También, The Dark Side of the Moon, o El lado oscuro de la luna, donde la búsqueda vital se adentra, incluso, en la locura. Y es así como inicia el poemario, con el homenaje a Syd Barret, el más talentoso de ese grupo de genios que fue Pink Floyd, el cual terminó loco y recluido en la casa de sus propios padres, hasta su muerte. Dice el poeta:
¿Qué pasa ahora en mi estúpido país?
El feroz desierto parece engullir plenamente mi sueño ahora
Es la balada de la noche que se hinca a mis pies
Y un viejo sonámbulo caminando sin cabellera por mi sala
Me atemoriza
Pero es solo un viajero que perdió el bus de regreso a casa
Es solo un gran viajero nada más sin lentes.
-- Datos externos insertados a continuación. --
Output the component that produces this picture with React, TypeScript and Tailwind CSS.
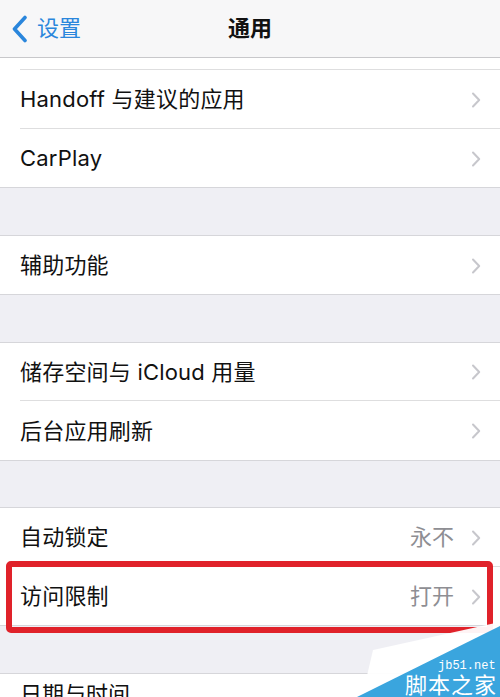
import React from "react";

const FONT = {
  fontFamily:
    '"Inter", "Noto Sans CJK SC", "Noto Sans", sans-serif',
};

function Chevron() {
  return (
    <svg width="10" height="16" viewBox="0 0 10 16" className="shrink-0">
      <path d="M2 1.5 L8.2 8 L2 14.5" fill="none" stroke="#c7c7cc" strokeWidth="2" strokeLinecap="round" strokeLinejoin="round" />
    </svg>
  );
}

function Row({ label, value, last }: { label: string; value?: string; last?: boolean }) {
  return (
    <div className="bg-white pl-5">
      <div
        className={
          "h-[58.5px] flex items-center pr-[19px] pt-[2px] " +
          (last ? "" : "border-b border-[#dededf]")
        }
      >
        <span className="flex-1 text-[22px] text-[#111] tracking-[0.2px]">{label}</span>
        {value && <span className="text-[22px] text-[#8e8e93] mr-[17px]">{value}</span>}
        <Chevron />
      </div>
    </div>
  );
}

function Group({ children }: { children: React.ReactNode }) {
  return <div className="border-y border-[#d6d6da]">{children}</div>;
}

function Gap() {
  return <div className="h-[46.5px]" />;
}

export default function App() {
  return (
    <div className="relative w-[500px] h-[697px] overflow-hidden bg-[#efeff4]" style={FONT}>
      <header className="h-[58px] bg-[#f7f7f8] border-b border-[#c8c8cb] flex items-center relative">
        <div className="flex items-center pl-[11px] gap-[9px] text-[#2a86dc]">
          <svg width="17" height="28" viewBox="0 0 17 28">
            <path d="M14 2.5 L3.5 14 L14 25.5" fill="none" stroke="#2a86dc" strokeWidth="3.6" strokeLinecap="round" strokeLinejoin="round" />
          </svg>
          <span className="text-[22px]">设置</span>
        </div>
        <div className="absolute inset-x-0 top-0 h-[57px] flex items-center justify-center pointer-events-none">
          <span className="text-[22px] font-semibold text-[#111]">通用</span>
        </div>
      </header>

      <div className="bg-white pl-5">
        <div className="h-[12px] border-b border-[#dededf]" />
      </div>
      <div className="border-b border-[#d6d6da]">
        <Row label="Handoff 与建议的应用" />
        <Row label="CarPlay" last />
      </div>
      <Gap />
      <Group>
        <Row label="辅助功能" last />
      </Group>
      <Gap />
      <Group>
        <Row label="储存空间与 iCloud 用量" />
        <Row label="后台应用刷新" last />
      </Group>
      <Gap />
      <Group>
        <Row label="自动锁定" value="永不" />
        <Row label="访问限制" value="打开" last />
      </Group>
      <Gap />
      <div className="border-t border-[#d6d6da] bg-white pl-5 h-[60px]">
        <div className="h-[42px] flex items-center">
          <span className="text-[22px] text-[#111]">日期与时间</span>
        </div>
      </div>

      {/* red highlight box */}
      <div className="absolute left-[6px] top-[561px] w-[487px] h-[72px] border-[6px] border-[#e0222a] rounded-[5px]" />

      {/* watermark */}
      <div className="absolute left-[340px] top-[615px] w-[160px] h-[82px]">
        <svg width="160" height="82" viewBox="0 0 160 82" className="absolute inset-0">
          <polygon points="22,82 33,35 160,7 160,82" fill="#ffffff" fillOpacity="0.95" />
          <polygon points="17,82 160,11 160,82" fill="#3aa5de" />
        </svg>
        <div
          className="absolute left-[98px] top-[45px] text-[12px] leading-none text-white"
          style={{ fontFamily: '"Liberation Mono", "DejaVu Sans Mono", monospace' }}
        >
          jb51.net
        </div>
        <div className="absolute left-[65px] top-[59px] text-[22px] leading-none text-white whitespace-nowrap tracking-[1px]">
          脚本之家
        </div>
      </div>
    </div>
  );
}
Su apreciación por Roger Waters, nos conduce a los compromisos del músico, bellamente identificados en el siguiente verso:
En esencia todos seguimos siendo lo mismo
crecemos así
sin comprender totalmente las cosas de la realidad
miro la noche y oigo su sonido metálico
pero nadie me dice lo mismo
abro el día en mi ventana
el sudor comienza a salir por todo mi cuerpo.
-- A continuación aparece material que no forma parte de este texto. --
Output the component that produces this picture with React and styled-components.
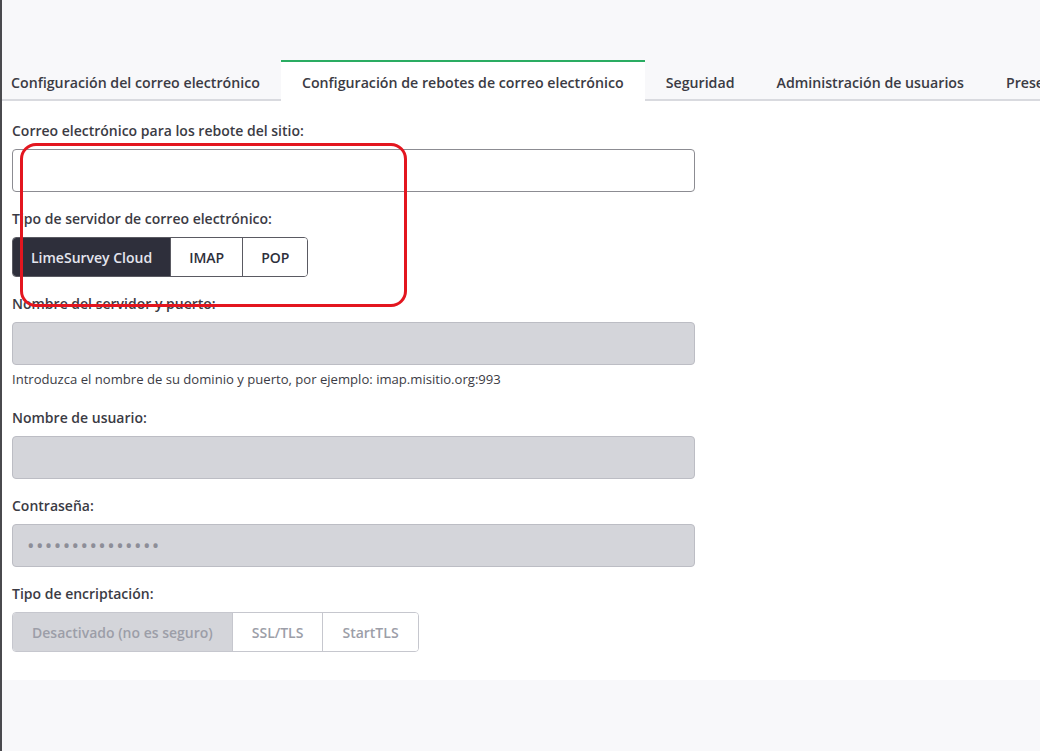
import React from 'react';
import styled, { createGlobalStyle } from 'styled-components';

const GlobalStyle = createGlobalStyle`
	body {
		margin: 0;
		background: #f8f8fa;
		font-family: "Open Sans", "Noto Sans", sans-serif;
		color: #3b3b44;
	}
`;

const tabs = [
	'Configuración del correo electrónico',
	'Configuración de rebotes de correo electrónico',
	'Seguridad',
	'Administración de usuarios',
	'Presentación',
];

const Field = ({ label, children, hint }) => (
	<FieldWrapper>
		<Label>{label}</Label>
		{children}
		{hint && <Hint>{hint}</Hint>}
	</FieldWrapper>
);

export default function App() {
	return (
		<Page>
			<GlobalStyle />
			<Top />
			<TabList>
				{tabs.map((t, i) => (
					<Tab key={t} active={i === 1}>{t}</Tab>
				))}
			</TabList>
			<Panel>
				<Marker />
				<Field label="Correo electrónico para los rebote del sitio:">
					<Input />
				</Field>
				<Field label="Tipo de servidor de correo electrónico:">
					<Group>
						<GroupButton active>LimeSurvey Cloud</GroupButton>
						<GroupButton>IMAP</GroupButton>
						<GroupButton>POP</GroupButton>
					</Group>
				</Field>
				<Field
					label="Nombre del servidor y puerto:"
					hint="Introduzca el nombre de su dominio y puerto, por ejemplo: imap.misitio.org:993"
				>
					<Input disabled />
				</Field>
				<Field label="Nombre de usuario:">
					<Input disabled />
				</Field>
				<Field label="Contraseña:">
					<Input disabled>
						<Dots>•••••••••••••••</Dots>
					</Input>
				</Field>
				<Field label="Tipo de encriptación:">
					<Group muted>
						<GroupButton muted active>Desactivado (no es seguro)</GroupButton>
						<GroupButton muted>SSL/TLS</GroupButton>
						<GroupButton muted>StartTLS</GroupButton>
					</Group>
				</Field>
			</Panel>
		</Page>
	);
}

const Page = styled.div`
	height: 751px;
	overflow: hidden;
	border-left: 2px solid #4a4a4e;
	box-sizing: border-box;
`;

const Top = styled.div`
	height: 60px;
`;

const TabList = styled.div`
	display: flex;
	margin-left: -12px;
	white-space: nowrap;
`;

const Tab = styled.div`
	box-sizing: border-box;
	height: 41px;
	padding: 3px 21px 0;
	display: flex;
	align-items: center;
	font-size: 14.2px;
	font-weight: 600;
	color: #3b3b44;
	background: ${p => (p.active ? '#fff' : '#f8f8fa')};
	border-top: 2px solid ${p => (p.active ? '#2aac62' : 'transparent')};
	border-bottom: 2px solid ${p => (p.active ? '#fff' : '#d9dadf')};
`;

const Panel = styled.div`
	position: relative;
	background: #fff;
	height: 579px;
	box-sizing: border-box;
	padding: 20px 10px 0;
	display: flex;
	flex-direction: column;
	gap: 17px;
`;

const FieldWrapper = styled.div`
	display: flex;
	flex-direction: column;
`;

const Label = styled.div`
	font-size: 14px;
	font-weight: 600;
	color: #3b3b44;
	line-height: 20px;
	margin-bottom: 8px;
`;

const Hint = styled.div`
	font-size: 13.1px;
	color: #3b3b44;
	margin: 6px 0 4px;
	line-height: 16px;
`;

const Input = styled.div`
	box-sizing: border-box;
	width: 683px;
	height: 43px;
	border-radius: 4px;
	border: 1px solid ${p => (p.disabled ? '#bcbdc4' : '#8c8c92')};
	background: ${p => (p.disabled ? '#d4d5da' : '#fff')};
	padding: 0 14px;
	display: flex;
	align-items: center;
`;

const Dots = styled.span`
	color: #8d8e98;
	font-size: 20px;
	letter-spacing: 1.4px;
`;

const Group = styled.div`
	display: flex;
	align-self: flex-start;
	border: 1px solid ${p => (p.muted ? '#c6c7ce' : '#5a5a62')};
	border-radius: 4px;
	overflow: hidden;
`;

const GroupButton = styled.div`
	height: 38px;
	display: flex;
	align-items: center;
	padding: 0 ${p => (p.muted ? '19px' : '18px')};
	font-size: 14px;
	font-weight: 600;
	background: ${p => (p.active ? (p.muted ? '#d4d5da' : '#2e2f3b') : '#fff')};
	color: ${p => (p.muted ? '#9c9ea8' : p.active ? '#e4e5ee' : '#2e2f3b')};
	border-left: 1px solid ${p => (p.muted ? '#c6c7ce' : '#5a5a62')};

	&:first-child {
		border-left: none;
	}
`;

const Marker = styled.div`
	position: absolute;
	left: 18px;
	top: 42px;
	width: 387px;
	height: 164px;
	box-sizing: border-box;
	border: 3px solid #e3161f;
	border-radius: 16px;
	pointer-events: none;
`;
Asimismo, se destaca un poema brillante, cadencioso como un blues, es el poema UFO, a mi juicio el mejor del libro:
Si hablas mucho o demasiado
de las que cosas que suceden
si tienes una pista por donde deslizarte
con patines blancos
si sucede que miras alrededor
y solo hallas silencio tras silencio
en tu cuerpo encontraste cicatrices extrañas
soy yo que fui a visitarte, tristeza.
“Y con los años vividos hasta aquí”, como reza el verso final del libro, cabe preguntarnos, ¿Qué es Neón, veinte años después? ¿Una tarea concluida? ¿Un trabajo en progreso? Creo que ni una cosa ni otra. Si los textos son las piedras que hablan ante el silencio de los profetas, como sostiene la Escritura, los libros de todos los poetas mencionados, dan cuenta de una solución de continuidad, y una madurez poco vista en colectivos anteriores, en el Perú y en América Latina. Lo mismo la incursión en la novela, el cuento y el ensayo, en varios de sus integrantes primeros. Por eso, la historia definitiva de Neón, como la de Roberto Salazar, no se ha escrito todavía.